1. What deeply-held values do you want your response to reflect? “This my first engagement with this firm, so I want my actions to communicate that I’m not a doormat and that this is not OK. Second, I believe that the people responsible for creating the problem should bear the consequences. Third, I want my actions to communicate empathy. This has put us all in a tough position, and I want to acknowledge how difficult this is for them, too.

2. What can you say or do that will successfully reflect those values? “I will agree to carry on with the project, because I don’t want to leave the client in the lurch. But I won’t agree to a 30% cut in my rate. Because the firm mismanaged the contracting process, they should absorb the costs of the mismanagement. That said, I will decrease my fees by 10% as a gesture of good will and commitment to this partnership.

The result? The firm agreed to Gwen’s terms. More than that, Gwen’s conduct in that situation earned her the reputation as the ‘most ethical and principled’ of all the firm’s subcontractors. Her influence and political capital remained very strong for the life of that working relationship.

For Gwen, the most difficult aspect was what to do with her anger. If she stuffed it, she would have dishonored herself. If she shared it uncensored in the name of authenticity, she would likely have ended the relationship in a firestorm of blame and resentment. She stayed true to herself by using her anger to unearth her values and then to act in a way that reflected them. Gwen said that this had been the key to what she considered a very effective and authentic negotiation.

Could values-based authenticity work for you? Take the situation you identified at the top of this article, and see what happens when you look at it through the lens of the two questions. Does it show you something new about yourself, the situation, or how you might respond? Let us know!

Leslie Williams is President of LeaderShift Consulting and creator of Leading With Grit And Grace: Smart Power for Women Leaders.

  1. Coach Colette Ellis
    Coach Colette Ellis says:

    Leslie, this is a compelling premise in your article. The challenges of authenticity as you described are quite real for many women. Do we speak up about our needs/goals, or do we keep silent?

    Managing our emotions during the disclosure can be difficult, but it shouldn’t stop us from finding ways to communicate when our expectations aren’t being met. Assertive communication coaching (like what you mentioned above) often can help women find their true voice, and to position their message in a way that it won’t lead to “career suicide.”

    Best, Colette
    https://twitter.com/Coach_Colette

  2. Henna Inam
    Henna Inam says:

    Hi Leslie –

    I love your post and the distinction it makes about authenticity (being true to your values vs. being true to your emotions). I will use this distinction with a client who is struggling on a decision they are making.

    Keep the wise advice coming!

    Henna Inam
    CEO Coach

  3. Donna Hamilton
    Donna Hamilton says:

    I really like this article. In addition to being about authenticity, it’s also about finding creative solutions. Instead of Gwen making an “either/or” out of the situation, she decided to make the decision based on her own terms. this can be a weak spot for many women.

  4. Emily
    Emily says:

    Great piece, Leslie. Your writing style is so fast paced and readable. I will take a lesson from that myself!
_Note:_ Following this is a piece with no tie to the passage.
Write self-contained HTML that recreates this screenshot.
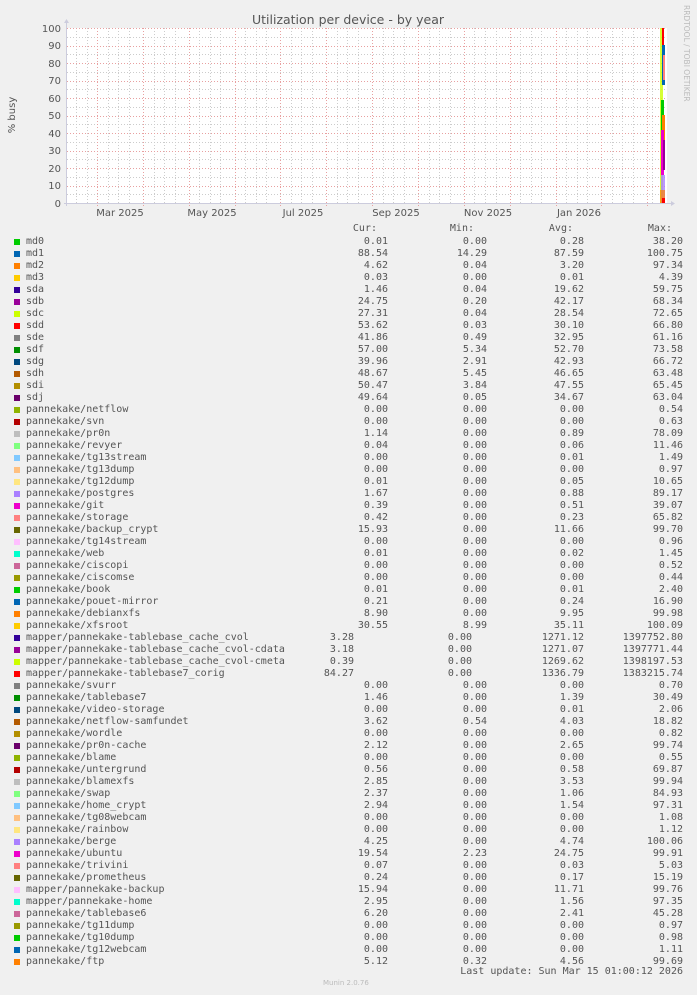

    You make a strong proposition that really does solve the problem of organizational politics. To remain silent diminishes us, to lash out diminishes everyone. Either way, damage is done. I love your two questions for Gwen and the way she used them.

    Thanks for sharing your wisdom!

    Emily

  5. Judy Lindenberger
    Judy Lindenberger says:

    Great piece. A quote I love about this is from Martin Luther King, Jr., “Our lives begin to end the day we become silent about things that matter.” To me, being authentic is speaking up and speaking out with respect and with a strategic goal … why do I want to say this and what do I hope that the other person might think or do as a result?

  6. Marie-Eve Marchand
    Marie-Eve Marchand says:

    A very thoughtful article that i will use with my coaching clients if you permit.
    You present here a fresh way to think about authentcity . The example you give llustrates well the benefits of interacting from a deeper perspective than our immediate emotions. Being authentic in a compassionate way for all ( including ourselves ) requires that we develop our capacity to witness what is going on . Thus, we are not trapped in the situation and no longer confuse spontaneity with authenticity.

  7. Marlys Appleton
    Marlys Appleton says:

    Thanks for sharing this wonderful article; I’ve also Tweeted it as there cannot be too much sharing of such valuable insights and analysis for women in the workplace and anywhere we strive to maintain our self, our honor and dignity.

  8. Bob Devlin
    Bob Devlin says:

    Thanks for this great article Leslie – recently as I’ve reflected on how to call myself or others to authentic account is to say – keep your eye on the prize… what do you really want here … beyond the emotions of anger, hurt or desire for revenge … what’s the uplifting outcome you really want. This seems to bring focus.

  9. Leslie Williams
    Leslie Williams says:

    Thanks to everyone for these wonderful comments. Each person had added something really valuable to what’s become a collective exploration of authenticity. Thank you to The Glass Hammer for providing a forum for this conversation.

  10. Betsy Hostetler
    Betsy Hostetler says:

    Leslie, You have shown us a powerful way to negotiate between two levels of reality – the one on the surface and the one at the center. This is a very practical gift. I’ll be using it soon! Betsy

  11. gilly
    gilly says:

    Great insight Leslie, enjoyed yr thought piece and we have so much yet to learn about how we integrate authenticity into the business world. Lots & lots. I thought you might enjoy the exceptionally apt definition of authenticity on Dr Brenee Brown’s site and her material (including a TEDx talk in Houston) on this very topic.